When the gates open before an NFL game in the U.S., the early arrivers abandon their tailgate spots and stream into the stadium. In places like Green Bay, fans just can’t wait to get to their seats and soak it all in.

On that day at Wembley, the gates opened and … nothing. A few Bucs and Patriots filtered out onto the field, and the pregame performers rehearsed in front of 90,000 empty red seats. Where was everybody?

Those not jammed into Anfield on Merseyside (two words I never would have been able to write with conviction three years ago) were parked in front of screens watching Liverpool beat the Red Devils, 2-0, thanks to goals by Fernando Torres (remember when that used to happen?) and late substitute David Ngog. Upstairs at Wembley, the gathered members of the media were crammed into the dining area, all agog at Ngog’s late clincher.

I watched, too. And when that match was done, the curious Brits who had shelled out their hard-earned pounds to watch what would be a Patriots romp against the Bucs began to flow into Wembley.

Clearly, they had their priorities straight.

So, that’s where it started. I was infected with Spurs Fever that very day, although it would take a few weeks to fully manifest itself. I guess you could say I was THFC positive. It didn’t develop into the full-blown Fever until I sat down and began my research.

You see, I wanted a team. After being exposed to such collective passion on such a grand scale, I needed to feel it.

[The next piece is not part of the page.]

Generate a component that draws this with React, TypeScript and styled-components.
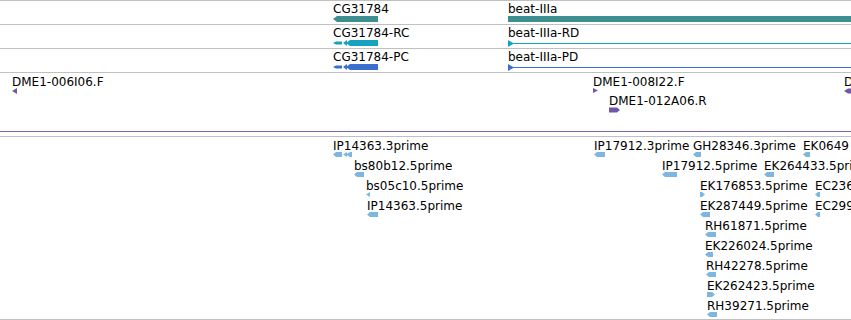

I chose Tottenham Hotspur Football Club because:

  • I didn’t want one of the American bandwagon teams, so that ruled out Chelsea, Manchester United and Liverpool.
  • I wanted a team from London, so that gave me Fulham, West Ham United, Arsenal and Tottenham (Queens Park Rangers had not yet progressed to the Premier League).
  • I wanted a team with a chance to win something, so that ruled out Fulham and West Ham.
  • I did not want a team that stood for all things evil and rank in the world, so that ruled out Arsenal.

That left Tottenham Hotspur, founded in 1882. The more I learned about the Lilywhites, the more I liked.

They win. They lose. But they do both with style. (Today’s North London Derby embarrassment notwithstanding. I don’t want to talk about it.)

I even liked their Latin motto: Audere est facere, which translates loosely, “To dare is to do.”

(A quick aside here. I grew up a fan of the University of North Carolina men’s basketball team. That came naturally growing up in Eastern North Carolina, as a subconscious rebellion against my nuclear family – N.C. State fans, all – and as a conscious tribute to point guard Phil Ford, whose days in Chapel Hill coincided with the start of my very unsuccessful youth career as a ball-handling, dishing point guard. I used to love all things UNC, as a quick glance at my casual wardrobe will attest. By the time I discovered Tottenham Hotspur, I think I had outgrown my childhood favorite – but not the need to embrace a team. So, Tottenham came into my life when I was most vulnerable to the disease.)

Now? My son knows who Gareth Bale is, but he has never heard of Michael Jordan or Albert Pujols. He knows who plays at White Hart Lane, but Fenway Park might as well be a Disney attraction.

In other words, he’s got it, too. I suppose I should feel guilty about infecting him with Spurs Fever. But I can’t. It’s pretty cool to hear him sing, “Commme onnn you Spur-urrrrrrrrrs!” and “Oh, when the Spurrrrrrrrrrrrrrrs … Go marching innnnnnnnnnnn!

Oh, who am I kidding? He doesn’t have a disease. It’s social programming with mind control (aka the Force). It’s good to be the Dad. COYS.